Korea Gets It

  • What is it about the wireless Internet that brings out the worst in otherwise advanced economies? First there were the Internet phones in Europe that used wireless access protocol, or WAP. They flopped spectacularly. Then the spotlight turned to Japanese mobile operator DoCoMo's wireless Internet service, i-mode. DoCoMo dazzled at first, but average usage and revenue per subscriber are falling in Japan, as in Europe. The U.S. can barely deliver reliable voice service, much less wireless Internet, which would seem destined to be another techno-dud service.

    Except in South Korea. Walk down almost any street in Seoul and you will see everyone from schoolchildren to business executives using advanced Internet phones to download video clips, check the news, e-mail, compile a personal karaoke collection or even join in multiplayer online games against opponents on personal computers or personal digital assistants. The wireless applications most popular here — ring tones, messaging and games — are no different from those in other countries.

    But the mobile industry in South Korea may have finally found the right combination of technology, investment and marketing to turn wireless Internet services into a profitable business. "If other markets were developing in the same way as Korea, the carriers would be making their shareholders very rich within a short period of time," says John Strand, CEO of Strand Consult, an independent consultancy based in Copenhagen that focuses on the global mobile market.

    Mobile operators such as the U.S.'s Verizon Wireless are getting the message. "We think the South Koreans are on target across the board," says Jim Straight, a Verizon vice president. "Much of what they are doing can be applied in the U.S. We are looking at what will fit with our culture and clientele."
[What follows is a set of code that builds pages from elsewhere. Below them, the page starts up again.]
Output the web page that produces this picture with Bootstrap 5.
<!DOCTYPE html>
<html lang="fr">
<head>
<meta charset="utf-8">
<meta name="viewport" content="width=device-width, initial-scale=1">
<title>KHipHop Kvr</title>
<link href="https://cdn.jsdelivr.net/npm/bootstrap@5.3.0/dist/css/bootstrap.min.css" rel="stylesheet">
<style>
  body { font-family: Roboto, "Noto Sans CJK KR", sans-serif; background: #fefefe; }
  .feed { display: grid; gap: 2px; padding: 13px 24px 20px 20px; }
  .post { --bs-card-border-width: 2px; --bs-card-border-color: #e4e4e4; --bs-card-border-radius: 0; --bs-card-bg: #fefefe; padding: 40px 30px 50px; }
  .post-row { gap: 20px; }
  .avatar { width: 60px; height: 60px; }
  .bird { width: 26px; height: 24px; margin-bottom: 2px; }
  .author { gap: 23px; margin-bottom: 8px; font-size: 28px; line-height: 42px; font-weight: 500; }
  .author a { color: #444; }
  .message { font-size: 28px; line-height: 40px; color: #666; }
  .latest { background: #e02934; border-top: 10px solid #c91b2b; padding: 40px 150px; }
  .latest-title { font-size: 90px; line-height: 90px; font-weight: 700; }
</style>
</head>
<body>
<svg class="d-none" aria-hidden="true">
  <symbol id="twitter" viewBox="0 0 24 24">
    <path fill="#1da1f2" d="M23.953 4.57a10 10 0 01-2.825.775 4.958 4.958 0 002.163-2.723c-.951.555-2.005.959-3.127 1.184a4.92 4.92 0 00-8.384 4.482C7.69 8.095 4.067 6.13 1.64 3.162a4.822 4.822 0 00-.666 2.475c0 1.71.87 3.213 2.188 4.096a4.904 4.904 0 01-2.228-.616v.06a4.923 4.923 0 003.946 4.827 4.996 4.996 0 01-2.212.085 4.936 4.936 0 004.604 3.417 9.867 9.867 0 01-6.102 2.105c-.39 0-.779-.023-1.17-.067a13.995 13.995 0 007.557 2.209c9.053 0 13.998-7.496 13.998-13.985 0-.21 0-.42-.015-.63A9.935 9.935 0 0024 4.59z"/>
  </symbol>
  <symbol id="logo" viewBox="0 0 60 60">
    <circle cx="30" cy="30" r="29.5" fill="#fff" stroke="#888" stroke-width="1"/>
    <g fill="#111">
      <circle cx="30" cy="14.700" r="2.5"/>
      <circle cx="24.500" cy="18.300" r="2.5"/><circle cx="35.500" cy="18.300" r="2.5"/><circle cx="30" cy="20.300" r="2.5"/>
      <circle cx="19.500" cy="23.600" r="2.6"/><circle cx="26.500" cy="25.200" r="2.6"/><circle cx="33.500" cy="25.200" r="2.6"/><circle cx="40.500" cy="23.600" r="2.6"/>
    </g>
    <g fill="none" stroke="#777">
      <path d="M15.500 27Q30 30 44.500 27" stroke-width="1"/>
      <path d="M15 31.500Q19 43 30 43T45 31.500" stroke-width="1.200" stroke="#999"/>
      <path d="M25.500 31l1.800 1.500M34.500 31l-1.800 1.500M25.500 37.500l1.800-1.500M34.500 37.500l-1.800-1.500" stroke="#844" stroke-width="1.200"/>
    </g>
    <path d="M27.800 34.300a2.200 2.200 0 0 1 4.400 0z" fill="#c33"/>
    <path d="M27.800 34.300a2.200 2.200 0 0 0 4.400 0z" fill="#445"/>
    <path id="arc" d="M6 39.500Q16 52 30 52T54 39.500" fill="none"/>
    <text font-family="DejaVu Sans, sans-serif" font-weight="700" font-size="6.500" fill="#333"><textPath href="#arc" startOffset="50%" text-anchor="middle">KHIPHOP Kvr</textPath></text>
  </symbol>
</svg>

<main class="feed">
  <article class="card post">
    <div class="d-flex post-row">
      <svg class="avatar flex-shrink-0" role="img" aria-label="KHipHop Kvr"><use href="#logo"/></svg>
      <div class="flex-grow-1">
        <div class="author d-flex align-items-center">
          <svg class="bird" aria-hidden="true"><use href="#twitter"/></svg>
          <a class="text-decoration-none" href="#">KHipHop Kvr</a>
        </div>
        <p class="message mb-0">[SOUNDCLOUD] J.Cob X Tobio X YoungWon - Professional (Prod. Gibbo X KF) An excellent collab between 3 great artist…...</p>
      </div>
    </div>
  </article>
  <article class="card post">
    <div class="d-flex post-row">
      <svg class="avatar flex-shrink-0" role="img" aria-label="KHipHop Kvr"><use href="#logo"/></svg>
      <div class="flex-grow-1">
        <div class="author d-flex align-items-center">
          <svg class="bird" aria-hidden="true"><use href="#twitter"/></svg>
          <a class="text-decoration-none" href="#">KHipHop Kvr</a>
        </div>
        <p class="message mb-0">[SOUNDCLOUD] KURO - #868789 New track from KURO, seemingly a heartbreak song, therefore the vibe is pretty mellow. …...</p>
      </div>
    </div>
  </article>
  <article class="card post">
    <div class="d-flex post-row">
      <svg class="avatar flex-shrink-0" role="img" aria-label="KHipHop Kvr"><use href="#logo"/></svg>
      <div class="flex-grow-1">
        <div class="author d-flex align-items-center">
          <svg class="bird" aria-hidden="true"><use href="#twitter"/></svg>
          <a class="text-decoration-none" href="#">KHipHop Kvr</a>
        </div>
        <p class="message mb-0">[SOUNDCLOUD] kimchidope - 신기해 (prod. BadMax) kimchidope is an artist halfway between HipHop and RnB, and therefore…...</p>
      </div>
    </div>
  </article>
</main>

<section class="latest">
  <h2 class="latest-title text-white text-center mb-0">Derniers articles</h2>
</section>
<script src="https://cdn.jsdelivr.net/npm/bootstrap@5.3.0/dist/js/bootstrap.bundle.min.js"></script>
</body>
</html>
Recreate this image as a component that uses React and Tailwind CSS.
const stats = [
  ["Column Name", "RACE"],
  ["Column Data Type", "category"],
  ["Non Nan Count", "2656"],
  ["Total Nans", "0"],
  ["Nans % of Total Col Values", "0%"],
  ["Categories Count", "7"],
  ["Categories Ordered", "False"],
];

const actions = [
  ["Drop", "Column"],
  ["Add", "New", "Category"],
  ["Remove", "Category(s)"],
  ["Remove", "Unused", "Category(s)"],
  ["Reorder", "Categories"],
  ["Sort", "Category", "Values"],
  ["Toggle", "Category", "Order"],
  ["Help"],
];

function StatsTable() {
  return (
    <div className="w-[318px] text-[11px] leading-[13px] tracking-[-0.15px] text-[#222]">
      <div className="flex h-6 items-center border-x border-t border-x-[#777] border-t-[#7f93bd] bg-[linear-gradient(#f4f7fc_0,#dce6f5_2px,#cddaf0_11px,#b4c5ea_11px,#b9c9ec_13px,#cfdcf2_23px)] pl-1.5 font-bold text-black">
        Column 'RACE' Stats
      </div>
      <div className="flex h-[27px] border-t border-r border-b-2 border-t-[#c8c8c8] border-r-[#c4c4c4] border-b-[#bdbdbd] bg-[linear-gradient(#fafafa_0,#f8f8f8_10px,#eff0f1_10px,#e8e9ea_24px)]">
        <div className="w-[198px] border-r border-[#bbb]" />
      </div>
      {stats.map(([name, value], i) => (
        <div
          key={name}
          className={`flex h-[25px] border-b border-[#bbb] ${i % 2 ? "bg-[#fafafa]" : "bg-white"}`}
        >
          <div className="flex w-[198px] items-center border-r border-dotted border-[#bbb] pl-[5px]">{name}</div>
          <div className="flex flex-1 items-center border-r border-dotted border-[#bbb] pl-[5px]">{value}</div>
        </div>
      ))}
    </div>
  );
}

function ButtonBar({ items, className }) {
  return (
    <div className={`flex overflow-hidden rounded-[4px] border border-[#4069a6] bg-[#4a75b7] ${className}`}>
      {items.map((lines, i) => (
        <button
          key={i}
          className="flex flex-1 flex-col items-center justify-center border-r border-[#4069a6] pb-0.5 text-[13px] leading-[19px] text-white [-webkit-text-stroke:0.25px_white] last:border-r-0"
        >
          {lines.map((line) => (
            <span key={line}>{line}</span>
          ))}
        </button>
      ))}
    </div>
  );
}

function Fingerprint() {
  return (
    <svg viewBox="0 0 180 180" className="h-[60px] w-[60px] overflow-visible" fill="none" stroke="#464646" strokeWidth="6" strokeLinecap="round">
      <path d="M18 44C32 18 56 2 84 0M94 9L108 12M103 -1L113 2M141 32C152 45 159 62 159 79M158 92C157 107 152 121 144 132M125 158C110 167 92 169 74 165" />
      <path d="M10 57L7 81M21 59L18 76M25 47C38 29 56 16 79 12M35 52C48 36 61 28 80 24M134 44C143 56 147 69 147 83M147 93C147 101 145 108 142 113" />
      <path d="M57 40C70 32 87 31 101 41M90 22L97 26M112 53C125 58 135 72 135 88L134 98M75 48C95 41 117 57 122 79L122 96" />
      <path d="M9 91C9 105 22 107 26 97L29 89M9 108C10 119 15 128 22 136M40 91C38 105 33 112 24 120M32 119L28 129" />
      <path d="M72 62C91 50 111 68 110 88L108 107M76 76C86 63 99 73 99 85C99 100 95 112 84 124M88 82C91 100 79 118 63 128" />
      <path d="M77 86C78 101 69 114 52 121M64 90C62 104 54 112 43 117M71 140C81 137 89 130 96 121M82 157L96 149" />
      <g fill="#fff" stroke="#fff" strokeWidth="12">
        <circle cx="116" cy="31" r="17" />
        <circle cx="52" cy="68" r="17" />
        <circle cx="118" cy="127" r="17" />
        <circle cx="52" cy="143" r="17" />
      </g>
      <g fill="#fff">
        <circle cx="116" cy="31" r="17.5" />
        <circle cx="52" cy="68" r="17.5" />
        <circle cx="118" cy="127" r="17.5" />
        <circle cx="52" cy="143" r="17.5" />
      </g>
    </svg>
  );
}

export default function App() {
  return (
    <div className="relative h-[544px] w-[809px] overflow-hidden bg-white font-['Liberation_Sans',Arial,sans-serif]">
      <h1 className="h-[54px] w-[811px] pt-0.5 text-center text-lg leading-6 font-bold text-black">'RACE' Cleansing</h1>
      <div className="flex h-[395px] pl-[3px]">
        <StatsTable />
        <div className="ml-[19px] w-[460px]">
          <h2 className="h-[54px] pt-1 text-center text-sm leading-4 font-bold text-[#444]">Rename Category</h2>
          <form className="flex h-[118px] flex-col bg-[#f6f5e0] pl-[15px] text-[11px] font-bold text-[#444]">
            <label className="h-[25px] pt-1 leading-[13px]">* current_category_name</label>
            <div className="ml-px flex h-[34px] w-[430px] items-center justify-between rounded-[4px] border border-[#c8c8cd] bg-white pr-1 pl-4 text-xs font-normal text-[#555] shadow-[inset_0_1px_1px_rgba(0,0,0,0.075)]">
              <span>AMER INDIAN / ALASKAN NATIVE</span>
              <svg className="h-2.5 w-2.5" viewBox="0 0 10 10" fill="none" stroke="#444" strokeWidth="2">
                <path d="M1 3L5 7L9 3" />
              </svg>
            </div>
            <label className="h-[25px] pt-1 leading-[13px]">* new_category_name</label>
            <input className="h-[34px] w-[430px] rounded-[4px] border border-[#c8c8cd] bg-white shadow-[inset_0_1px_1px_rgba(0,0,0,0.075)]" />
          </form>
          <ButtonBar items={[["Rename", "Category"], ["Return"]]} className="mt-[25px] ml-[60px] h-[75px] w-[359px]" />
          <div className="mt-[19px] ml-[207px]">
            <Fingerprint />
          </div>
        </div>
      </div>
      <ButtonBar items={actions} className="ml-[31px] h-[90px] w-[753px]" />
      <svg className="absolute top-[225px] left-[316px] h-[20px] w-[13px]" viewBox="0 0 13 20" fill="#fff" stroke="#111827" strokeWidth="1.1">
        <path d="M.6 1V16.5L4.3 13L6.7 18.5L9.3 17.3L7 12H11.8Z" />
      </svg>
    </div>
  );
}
    Verizon Wireless is rolling out service in the U.S. based on Qualcomm's BREW virtual machine platform. The technology, already used by mobile operator Korea Telecom Freetel (KTF), allows software developers and carriers to provide a wide range of new mobile data applications and coordinate billing and payment. For the first time, American consumers will be able to use phones to download software in much the same way they now do on their PCs. One of the most popular applications is expected to be sophisticated games that users can play off-line. To promote the service, Verizon is selling Sharp's Z-800 full-color phone for $399 and this fall will introduce cheaper models made by Motorola and Korea's LG for around $250. A competing technology developed by Sun, called Java virtual machine, or JVM, is also starting to bubble. Although it is available on just a few phones — such as those made by Siemens, Nokia and Motorola — analysts predict that by 2003 one-quarter of the 660 million new mobile phones sold worldwide will be equipped with jvm.

    The South Korean experience indicates that consumers are willing to pay for faster, easy-to-use phones. In South Korea the latest models, which cost around $300, use a technology called EV-DO and can access the Internet at a rate of up to 2.4 megabits per second. That is about four times as fast as the general packet radio service (GPRS) phones, the most sophisticated models currently sold in Europe, and 250 times speedier than Japan's i-mode service. Verizon is rolling out a service that is only about 2% as fast as EV-DO but is piloting technology already used in South Korea and hopes to match those speeds by the end of the year.

    The South Korean operators certainly seem to know which marketing and service buttons to push. Unlike European operators Orange and Vodafone, which use one brand across different markets and customer groups, South Korean operators use sub-brands targeting different groups by age and gender. That is counterintuitive to the global-branding ideal that pervades advertising, as well as to the notion that the bigger the brand, the more efficient the marketing. The sub-branding is paying off, says Yoon Soo Kim, manager of KTF's Internet marketing team, with each subgroup reporting higher average revenue per user and lower churn rates than the standard KTF brand.

    E-mail has been another key to South Korea's mobile-telecom success. About 80% of Korea's 47 million people will soon be connected to the Internet at home, with more than half using high-speed connections. A new service offered by Daum, a South Korean Web portal with 32 million users, allows users to forward the free e-mail they receive on their PCs to their mobile phones for the nominal fee of $1 a month and has become an instant hit.

    South Korean operators have also chosen to differentiate download prices, charging one rate for text and another for multimedia content. On 2.5G networks, all the mobile operators take half a cent per packet (which represents 512 bytes) for text but only about one-quarter of a cent per packet for multimedia content. The reason? To make it more attractive for consumers to use the new traffic-intensive multimedia services such as video on demand. Otherwise, they might stick to less traffic-intensive text-based services like e-mail.